Quavo steps up advocacy against gun violence after his nephew Takeoff's shooting death
Quavo poses for a portrait at the White House in Washington, Wednesday, September 20, 2023. (AP Photo/Stephanie Scarbrough)

LOS ANGELES (AP) — The trauma Migos rapper Quavo suffered after witnessing his nephew Takeoff being gunned down last year is a disturbing sight he doesn’t want anyone else to experience.

Through his pain, Quavo found his purpose as a vocal advocate against gun violence. He met privately with some powerful political figures including Vice President Kamala Harris then later spoke on a panel about combating the issue during the Congressional Black Caucus legislative conference in Washington on Wednesday.

The Grammy-nominated rapper said Takeoff’s untimely death in 2022 ultimately convinced him to speak up.

“I feel like your calling comes at the least expected times,” said Quavo, who also honored his nephew with their Migos bandmate Offset during the BET Awards earlier this summer.

Police say Takeoff was an innocent bystander who was shot outside a Houston bowling alley after a disagreement over a lucrative dice game led to gunfire. Takeoff's death was the latest in a string of fatal shootings in recent years that involved hip-hop stars such as Nipsey Hussle, Pop Smoke, PnB Rock and Young Dolph.

“You don't think nothing is going to happen,” Quavo continued. “I need to step up to the plate and hit a homerun. I have to do something about it, so it won't happen to the masses — especially in our culture. I don't want this to happen to the next person. I want to knock down these percentages.”

Quavo joined a panel discussion Wednesday alongside Democratic Sen. Raphael Warnock, Republican Lucy McBath — whose activism was propelled after the shooting death of her teenage son — and Greg Jackson of the Community Justice Action Fund. It was a solutions-oriented conversation on community intervention strategies, the battle with gun violence and the power in advocacy.

Earlier, Quavo arrived at the conference hand-in-hand with his sister Titania Davenport, the mother of Takeoff.

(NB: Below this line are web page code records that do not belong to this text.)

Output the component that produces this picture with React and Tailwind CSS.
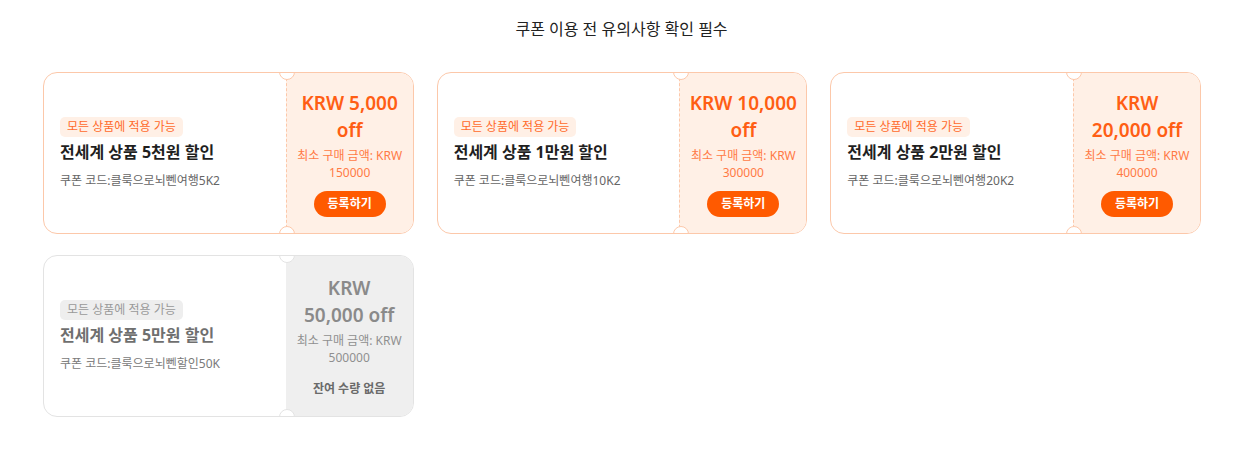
import React from 'react';

const coupons = [
  { id: 1, title: '전세계 상품 5천원 할인', code: '클룩으로뇌뻰여행5K2', amount: ['KRW 5,000', 'off'], min: '150000', soldOut: false },
  { id: 2, title: '전세계 상품 1만원 할인', code: '클룩으로뇌뻰여행10K2', amount: ['KRW 10,000', 'off'], min: '300000', soldOut: false },
  { id: 3, title: '전세계 상품 2만원 할인', code: '클룩으로뇌뻰여행20K2', amount: ['KRW', '20,000 off'], min: '400000', soldOut: false },
  { id: 4, title: '전세계 상품 5만원 할인', code: '클룩으로뇌뻰할인50K', amount: ['KRW', '50,000 off'], min: '500000', soldOut: true },
];

const CouponCard = ({ coupon }) => {
  const off = coupon.soldOut;
  return (
    <div
      className={`relative flex h-[162px] overflow-hidden rounded-[14px] border bg-white ${
        off ? 'border-[#e3e3e3]' : 'border-[#fcc8aa]'
      }`}
    >
      {/* left info */}
      <div className="flex flex-1 flex-col justify-center pl-4">
        <span
          className={`self-start rounded-[5px] px-[7px] py-[2px] text-[12px] leading-[16px] ${
            off ? 'bg-[#eeeeee] text-[#999999]' : 'bg-[#fff0e6] text-[#ff6a2b]'
          }`}
        >
          모든 상품에 적용 가능
        </span>
        <div className={`mt-[3px] text-[16px] font-bold leading-[24px] ${off ? 'text-[#6f6f6f]' : 'text-[#1f1f1f]'}`}>
          {coupon.title}
        </div>
        <div className={`mt-[8px] text-[12px] leading-[18px] ${off ? 'text-[#7a7a7a]' : 'text-[#666666]'}`}>
          쿠폰 코드:{coupon.code}
        </div>
      </div>

      {/* right amount */}
      <div
        className={`flex w-[127px] flex-col items-center justify-center px-2 text-center ${
          off ? 'bg-[#efefef]' : 'border-l border-dashed border-[#fcc8aa] bg-[#fff0e6]'
        }`}
      >
        <div className={`text-[19px] font-semibold leading-[27px] ${off ? 'text-[#8a8a8a]' : 'text-[#ff5e14]'}`}>
          <span className="block">{coupon.amount[0]}</span>
          <span className="block">{coupon.amount[1]}</span>
        </div>
        <div className={`mt-[3px] text-[12px] leading-[17px] ${off ? 'text-[#8f8f8f]' : 'text-[#ff7a45]'}`}>
          <span className="block">최소 구매 금액: KRW</span>
          <span className="block">{coupon.min}</span>
        </div>
        {off ? (
          <div className="mt-[14px] text-[12px] font-bold leading-[18px] text-[#6a6a6a]">잔여 수량 없음</div>
        ) : (
          <button className="mt-[10px] h-[26px] rounded-full bg-[#ff5a00] px-[14px] text-[12px] font-bold text-white">
            등록하기
          </button>
        )}
      </div>

      {/* notches */}
      <span
        className={`absolute left-[235px] top-[-9px] h-[16px] w-[16px] rounded-full border bg-white ${
          off ? 'border-[#e3e3e3]' : 'border-[#fcc8aa]'
        }`}
      />
      <span
        className={`absolute bottom-[-9px] left-[235px] h-[16px] w-[16px] rounded-full border bg-white ${
          off ? 'border-[#e3e3e3]' : 'border-[#fcc8aa]'
        }`}
      />
    </div>
  );
};

const App = () => {
  return (
    <div
      className="min-h-[455px] bg-white pt-[18px]"
      style={{ fontFamily: '"Noto Sans", "Noto Sans CJK KR", sans-serif' }}
    >
      <h1 className="ml-[4px] text-center text-[16px] leading-[22px] text-[#222222]">쿠폰 이용 전 유의사항 확인 필수</h1>
      <div className="ml-[43px] mt-[32px] grid w-[1158px] grid-cols-3 gap-x-[23px] gap-y-[21px]">
        {coupons.map(c => (
          <CouponCard key={c.id} coupon={c} />
        ))}
      </div>
    </div>
  );
};

export default App;
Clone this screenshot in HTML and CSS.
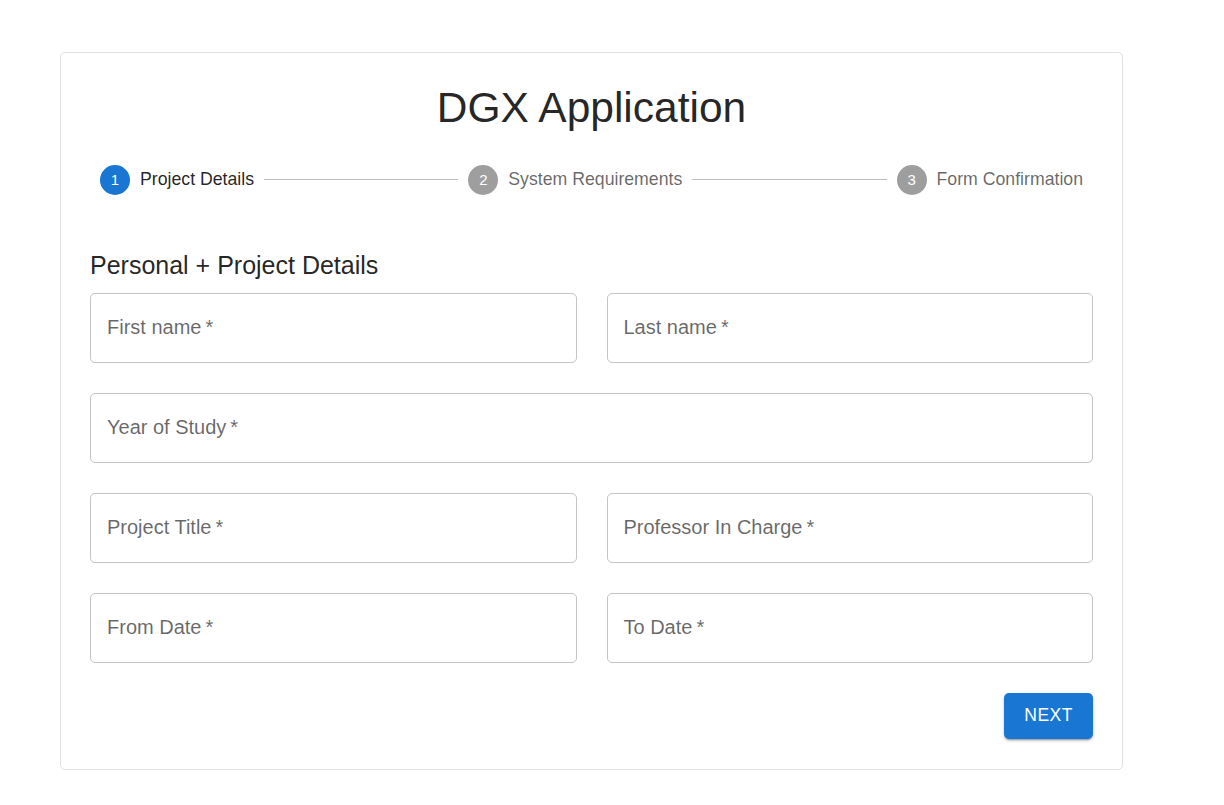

After Quavo met with Harris, the vice president praised the rapper and Davenport's “call for action” to prevent gun violence.

“We need to do better with the control of guns,” Quavo said. “We need to figure out how do we keep these types of incidents from happening to people going anywhere and thinking they can hurt somebody where it shouldn’t happen.”

After Takeoff's shooting, Quavo often asked himself “How do we use (guns) safely?"

“And how do you keep them out of the hands of people that make bad decisions?” he said. “I'm kind of in a half-and-half place. Even police have guns. Unfortunately, some of the people in our culture and loved ones have been lost to police brutality. It's all about choices and how we can put a filter on who can use these guns.”

Jackson said Quavo’s voice could make a difference. He applauded the rapper for sitting down with members of Congress, offering his firsthand insights and putting the pressure on them for impactful change.

“His voice and commitment around community violence intervention could provide more resources for those who are most at risk,” said Jackson, whose Community Justice organisation hosted Quavo for a day of advocacy. They are both pushing for passing of the Break the Cycle of Violence Act, which would provide a $6.5 billion federal grant to communities to curb gun violence, create prevention programs, job training and workforce development for youths.